--- DATA SECTION ---
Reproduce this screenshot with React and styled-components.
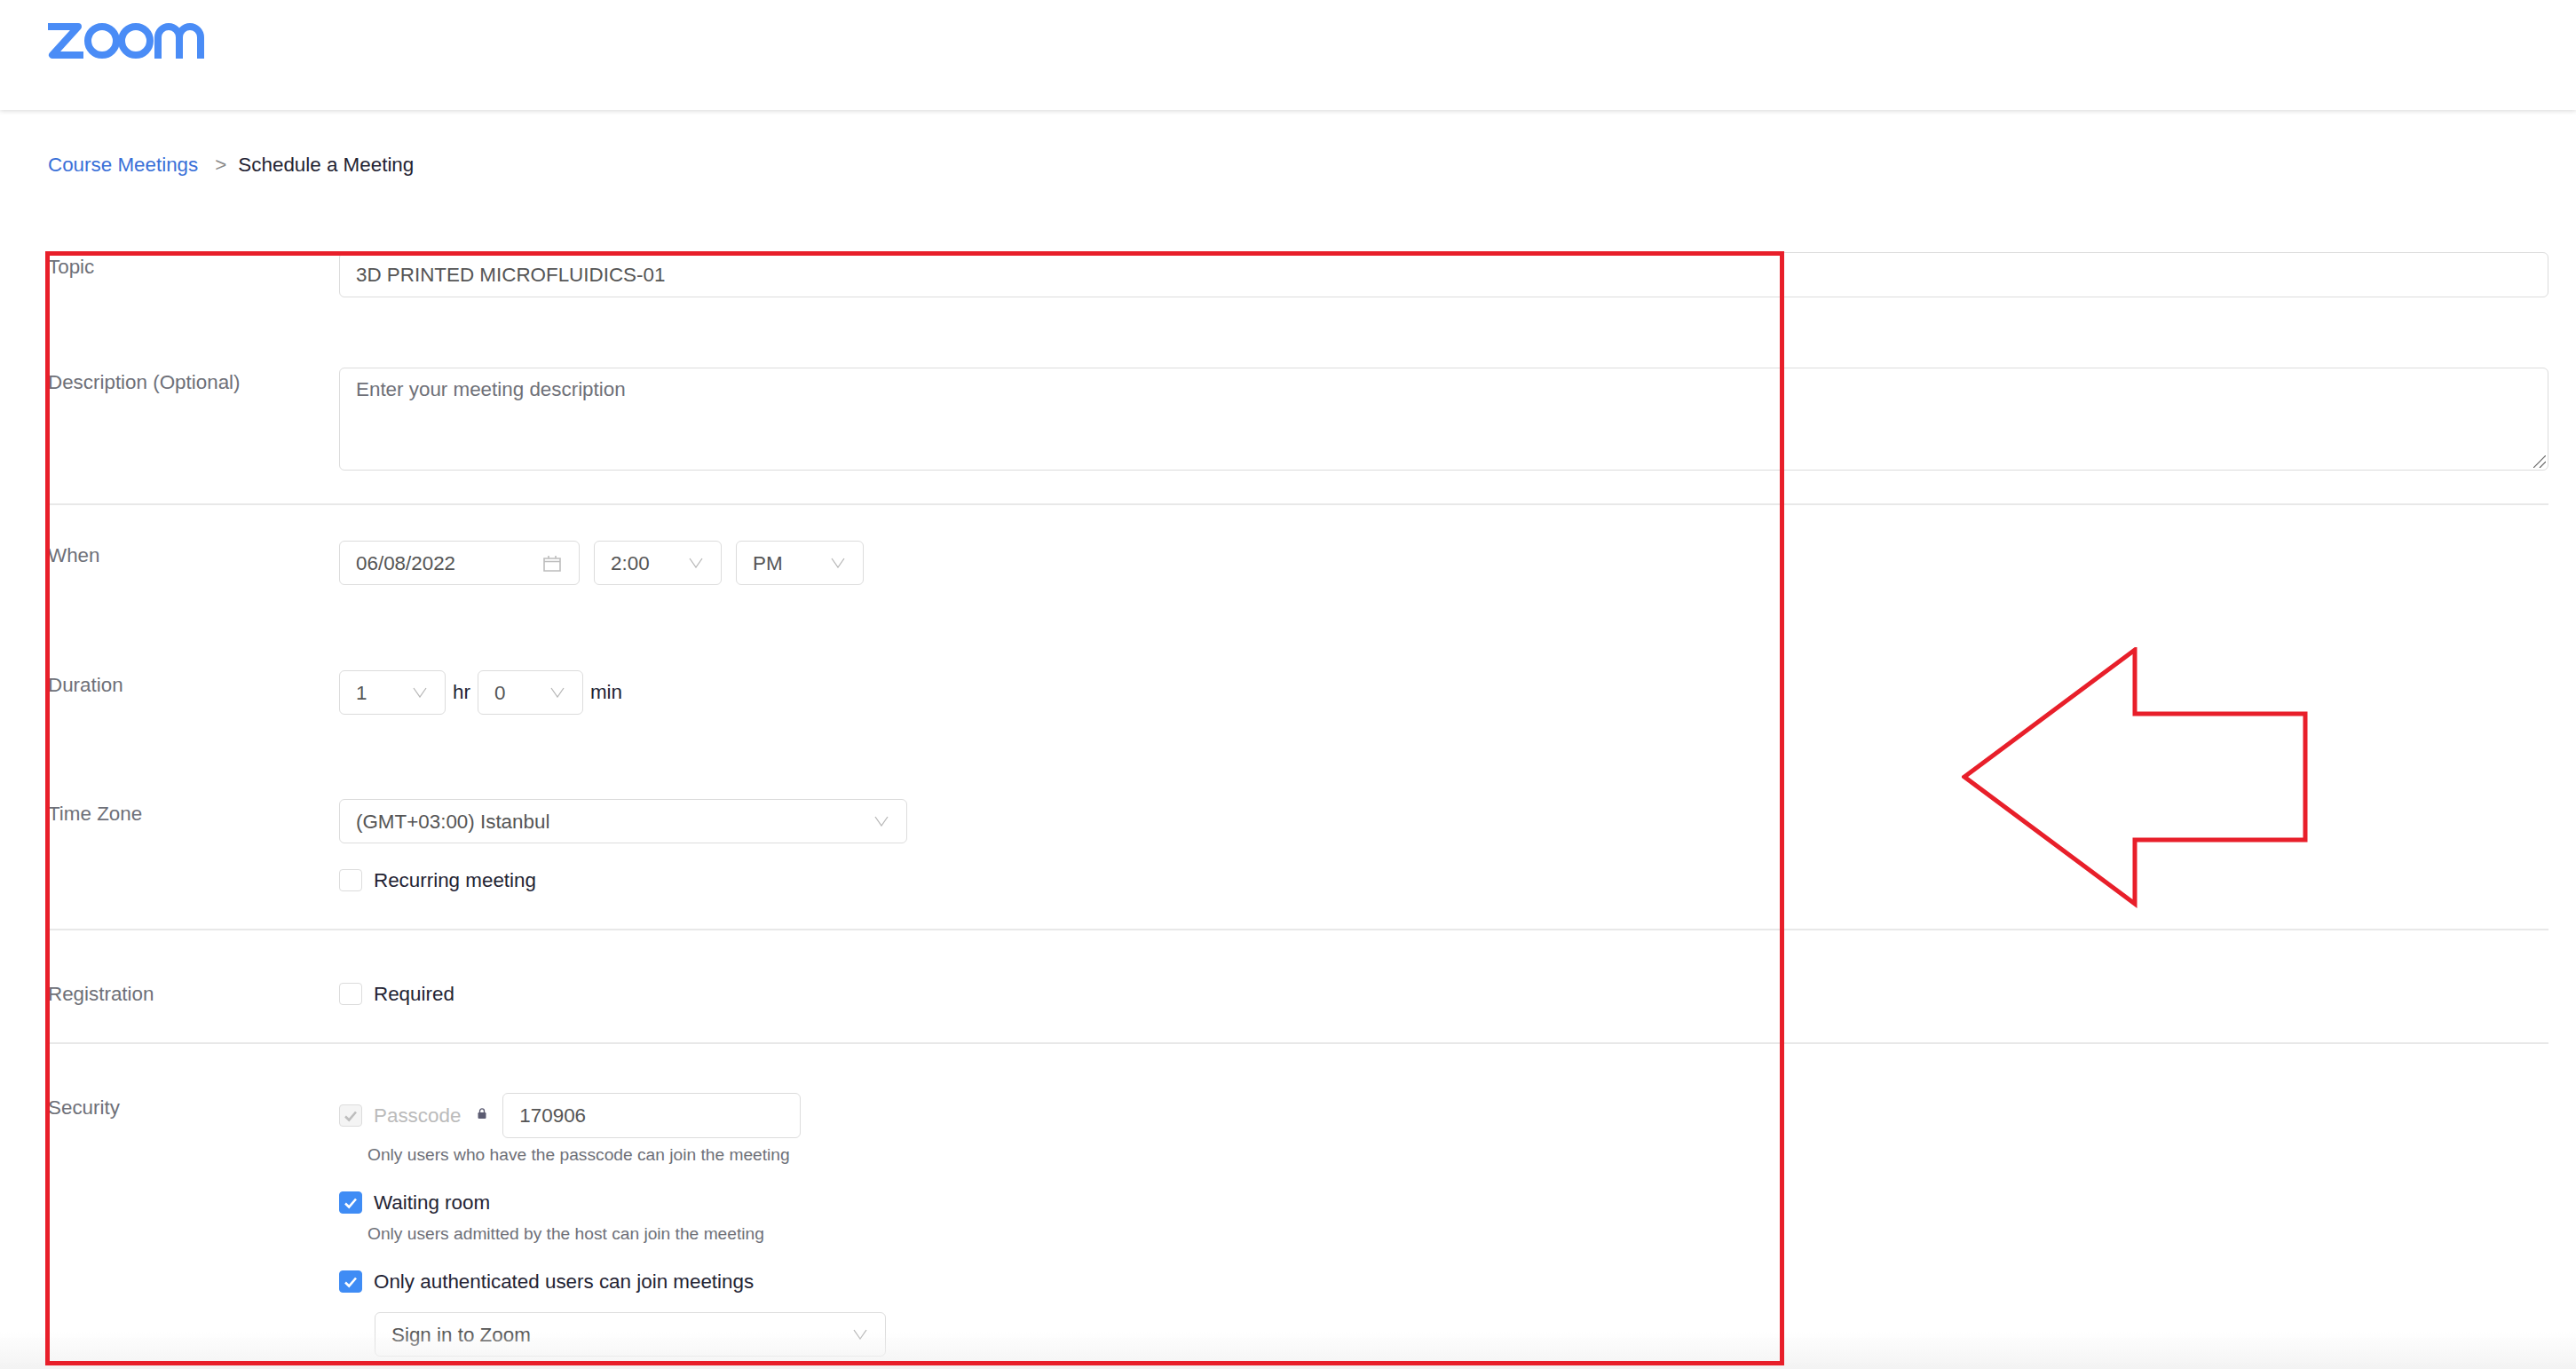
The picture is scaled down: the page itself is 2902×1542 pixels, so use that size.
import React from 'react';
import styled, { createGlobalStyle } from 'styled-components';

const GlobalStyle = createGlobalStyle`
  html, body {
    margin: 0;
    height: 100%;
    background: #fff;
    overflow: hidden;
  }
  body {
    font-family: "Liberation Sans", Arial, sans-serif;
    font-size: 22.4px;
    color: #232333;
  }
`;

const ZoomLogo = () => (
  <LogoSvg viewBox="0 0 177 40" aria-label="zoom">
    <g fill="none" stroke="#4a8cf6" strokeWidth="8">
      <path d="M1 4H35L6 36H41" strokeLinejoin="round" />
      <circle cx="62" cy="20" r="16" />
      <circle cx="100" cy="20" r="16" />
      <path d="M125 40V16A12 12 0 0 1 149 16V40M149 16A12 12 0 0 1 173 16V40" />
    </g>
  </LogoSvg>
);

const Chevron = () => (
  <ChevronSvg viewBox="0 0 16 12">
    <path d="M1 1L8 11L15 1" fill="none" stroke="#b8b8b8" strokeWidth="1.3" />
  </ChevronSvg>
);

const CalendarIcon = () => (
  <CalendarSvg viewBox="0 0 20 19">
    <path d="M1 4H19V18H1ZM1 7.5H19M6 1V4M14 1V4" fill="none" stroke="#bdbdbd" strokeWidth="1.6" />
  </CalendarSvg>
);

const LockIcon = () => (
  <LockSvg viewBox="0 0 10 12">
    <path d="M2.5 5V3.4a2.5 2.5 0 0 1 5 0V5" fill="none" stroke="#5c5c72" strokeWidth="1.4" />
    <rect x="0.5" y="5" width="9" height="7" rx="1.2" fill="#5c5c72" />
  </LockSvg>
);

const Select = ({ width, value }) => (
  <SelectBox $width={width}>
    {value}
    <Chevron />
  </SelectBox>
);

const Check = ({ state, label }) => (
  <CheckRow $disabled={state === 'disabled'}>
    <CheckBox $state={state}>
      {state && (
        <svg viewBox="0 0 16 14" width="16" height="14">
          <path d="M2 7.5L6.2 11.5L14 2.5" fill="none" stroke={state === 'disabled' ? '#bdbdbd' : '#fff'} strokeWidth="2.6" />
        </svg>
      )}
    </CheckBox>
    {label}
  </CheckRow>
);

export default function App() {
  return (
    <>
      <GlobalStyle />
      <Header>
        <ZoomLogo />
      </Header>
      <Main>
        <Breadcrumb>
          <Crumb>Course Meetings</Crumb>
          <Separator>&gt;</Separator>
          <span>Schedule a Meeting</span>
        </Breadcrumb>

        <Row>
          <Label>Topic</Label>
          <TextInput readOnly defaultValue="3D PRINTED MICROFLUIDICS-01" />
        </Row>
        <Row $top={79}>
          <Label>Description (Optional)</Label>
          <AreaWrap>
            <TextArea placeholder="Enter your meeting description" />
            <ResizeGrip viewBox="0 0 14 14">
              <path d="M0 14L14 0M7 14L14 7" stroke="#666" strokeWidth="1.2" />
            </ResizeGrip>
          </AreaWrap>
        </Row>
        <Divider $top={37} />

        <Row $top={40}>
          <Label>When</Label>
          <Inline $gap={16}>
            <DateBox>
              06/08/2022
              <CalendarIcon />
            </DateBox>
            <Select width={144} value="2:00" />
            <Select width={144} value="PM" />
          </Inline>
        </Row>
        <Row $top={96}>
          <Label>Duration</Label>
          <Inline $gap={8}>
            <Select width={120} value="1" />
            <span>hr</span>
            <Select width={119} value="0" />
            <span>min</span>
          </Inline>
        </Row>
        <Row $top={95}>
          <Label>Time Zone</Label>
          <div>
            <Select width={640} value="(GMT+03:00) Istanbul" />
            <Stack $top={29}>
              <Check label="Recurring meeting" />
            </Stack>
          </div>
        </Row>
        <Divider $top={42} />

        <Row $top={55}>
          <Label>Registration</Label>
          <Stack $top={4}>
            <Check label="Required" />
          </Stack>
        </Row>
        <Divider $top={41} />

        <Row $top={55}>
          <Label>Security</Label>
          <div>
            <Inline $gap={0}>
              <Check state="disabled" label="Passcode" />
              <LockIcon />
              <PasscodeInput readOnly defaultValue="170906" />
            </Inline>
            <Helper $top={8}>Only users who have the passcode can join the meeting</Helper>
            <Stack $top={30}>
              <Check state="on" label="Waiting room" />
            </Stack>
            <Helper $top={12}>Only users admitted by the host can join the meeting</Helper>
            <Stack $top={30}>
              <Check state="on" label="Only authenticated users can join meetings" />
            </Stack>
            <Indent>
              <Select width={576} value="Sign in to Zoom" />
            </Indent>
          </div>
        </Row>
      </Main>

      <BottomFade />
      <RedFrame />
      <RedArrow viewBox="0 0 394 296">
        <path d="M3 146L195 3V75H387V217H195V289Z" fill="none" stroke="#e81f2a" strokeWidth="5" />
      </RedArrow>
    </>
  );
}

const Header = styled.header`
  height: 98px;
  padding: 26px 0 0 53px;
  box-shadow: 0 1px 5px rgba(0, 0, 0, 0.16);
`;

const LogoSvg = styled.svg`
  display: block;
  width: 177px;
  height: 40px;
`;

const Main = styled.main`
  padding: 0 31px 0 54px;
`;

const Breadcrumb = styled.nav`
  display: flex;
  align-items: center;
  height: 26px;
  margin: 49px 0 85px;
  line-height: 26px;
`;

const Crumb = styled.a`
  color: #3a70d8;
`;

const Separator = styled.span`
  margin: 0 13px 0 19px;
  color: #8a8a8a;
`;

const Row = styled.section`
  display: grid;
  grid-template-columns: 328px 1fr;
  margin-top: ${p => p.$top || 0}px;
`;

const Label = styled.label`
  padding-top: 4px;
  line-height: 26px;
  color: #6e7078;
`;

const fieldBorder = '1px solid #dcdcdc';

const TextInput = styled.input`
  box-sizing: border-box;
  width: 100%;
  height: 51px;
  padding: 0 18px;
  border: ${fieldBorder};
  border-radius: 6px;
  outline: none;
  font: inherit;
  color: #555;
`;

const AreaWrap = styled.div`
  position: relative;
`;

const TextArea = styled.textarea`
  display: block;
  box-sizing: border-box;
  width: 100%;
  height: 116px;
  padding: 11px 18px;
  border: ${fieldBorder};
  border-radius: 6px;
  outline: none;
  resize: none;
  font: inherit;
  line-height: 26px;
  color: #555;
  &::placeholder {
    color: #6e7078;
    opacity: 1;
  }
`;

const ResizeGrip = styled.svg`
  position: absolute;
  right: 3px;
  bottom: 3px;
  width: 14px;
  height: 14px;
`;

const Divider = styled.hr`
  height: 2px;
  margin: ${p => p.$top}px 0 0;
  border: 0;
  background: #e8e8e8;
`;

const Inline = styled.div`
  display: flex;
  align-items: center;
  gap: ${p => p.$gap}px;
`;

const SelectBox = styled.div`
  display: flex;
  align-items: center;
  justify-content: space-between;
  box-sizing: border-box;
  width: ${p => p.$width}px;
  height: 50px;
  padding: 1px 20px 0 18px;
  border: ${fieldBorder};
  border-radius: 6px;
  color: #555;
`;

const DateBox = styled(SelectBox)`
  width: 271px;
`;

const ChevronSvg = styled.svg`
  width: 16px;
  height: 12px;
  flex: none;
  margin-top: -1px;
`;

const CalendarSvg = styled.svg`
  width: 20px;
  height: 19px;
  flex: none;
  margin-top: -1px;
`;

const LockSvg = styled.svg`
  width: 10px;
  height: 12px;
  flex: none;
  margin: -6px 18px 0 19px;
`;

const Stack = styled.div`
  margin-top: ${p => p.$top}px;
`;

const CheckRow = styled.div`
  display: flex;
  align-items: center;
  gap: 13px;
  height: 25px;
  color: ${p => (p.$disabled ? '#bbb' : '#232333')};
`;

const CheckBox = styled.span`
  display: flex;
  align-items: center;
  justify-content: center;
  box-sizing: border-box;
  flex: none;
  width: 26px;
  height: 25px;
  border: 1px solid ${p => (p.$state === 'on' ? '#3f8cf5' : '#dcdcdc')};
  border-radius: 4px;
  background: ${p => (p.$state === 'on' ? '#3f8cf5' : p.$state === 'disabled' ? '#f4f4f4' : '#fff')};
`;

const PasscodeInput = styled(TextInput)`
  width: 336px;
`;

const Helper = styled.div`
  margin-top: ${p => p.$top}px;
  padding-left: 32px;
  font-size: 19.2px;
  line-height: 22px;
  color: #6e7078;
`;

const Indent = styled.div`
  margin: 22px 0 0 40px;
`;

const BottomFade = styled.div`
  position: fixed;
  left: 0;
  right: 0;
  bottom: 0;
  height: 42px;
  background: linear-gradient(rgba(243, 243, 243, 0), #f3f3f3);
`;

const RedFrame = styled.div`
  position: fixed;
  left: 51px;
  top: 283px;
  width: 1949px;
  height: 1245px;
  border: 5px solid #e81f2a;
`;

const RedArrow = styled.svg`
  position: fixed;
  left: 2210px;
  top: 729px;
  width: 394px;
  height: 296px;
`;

--- JOB ---
Everything from the first line of the listing above through the line that contains "</Breadcrumb>" is to be restated word for word, minus the pictures.

--- REPLY ---
Reproduce this screenshot with React and styled-components.
The picture is scaled down: the page itself is 2902×1542 pixels, so use that size.
import React from 'react';
import styled, { createGlobalStyle } from 'styled-components';

const GlobalStyle = createGlobalStyle`
  html, body {
    margin: 0;
    height: 100%;
    background: #fff;
    overflow: hidden;
  }
  body {
    font-family: "Liberation Sans", Arial, sans-serif;
    font-size: 22.4px;
    color: #232333;
  }
`;

const ZoomLogo = () => (
  <LogoSvg viewBox="0 0 177 40" aria-label="zoom">
    <g fill="none" stroke="#4a8cf6" strokeWidth="8">
      <path d="M1 4H35L6 36H41" strokeLinejoin="round" />
      <circle cx="62" cy="20" r="16" />
      <circle cx="100" cy="20" r="16" />
      <path d="M125 40V16A12 12 0 0 1 149 16V40M149 16A12 12 0 0 1 173 16V40" />
    </g>
  </LogoSvg>
);

const Chevron = () => (
  <ChevronSvg viewBox="0 0 16 12">
    <path d="M1 1L8 11L15 1" fill="none" stroke="#b8b8b8" strokeWidth="1.3" />
  </ChevronSvg>
);

const CalendarIcon = () => (
  <CalendarSvg viewBox="0 0 20 19">
    <path d="M1 4H19V18H1ZM1 7.5H19M6 1V4M14 1V4" fill="none" stroke="#bdbdbd" strokeWidth="1.6" />
  </CalendarSvg>
);

const LockIcon = () => (
  <LockSvg viewBox="0 0 10 12">
    <path d="M2.5 5V3.4a2.5 2.5 0 0 1 5 0V5" fill="none" stroke="#5c5c72" strokeWidth="1.4" />
    <rect x="0.5" y="5" width="9" height="7" rx="1.2" fill="#5c5c72" />
  </LockSvg>
);

const Select = ({ width, value }) => (
  <SelectBox $width={width}>
    {value}
    <Chevron />
  </SelectBox>
);

const Check = ({ state, label }) => (
  <CheckRow $disabled={state === 'disabled'}>
    <CheckBox $state={state}>
      {state && (
        <svg viewBox="0 0 16 14" width="16" height="14">
          <path d="M2 7.5L6.2 11.5L14 2.5" fill="none" stroke={state === 'disabled' ? '#bdbdbd' : '#fff'} strokeWidth="2.6" />
        </svg>
      )}
    </CheckBox>
    {label}
  </CheckRow>
);

export default function App() {
  return (
    <>
      <GlobalStyle />
      <Header>
        <ZoomLogo />
      </Header>
      <Main>
        <Breadcrumb>
          <Crumb>Course Meetings</Crumb>
          <Separator>&gt;</Separator>
          <span>Schedule a Meeting</span>
        </Breadcrumb>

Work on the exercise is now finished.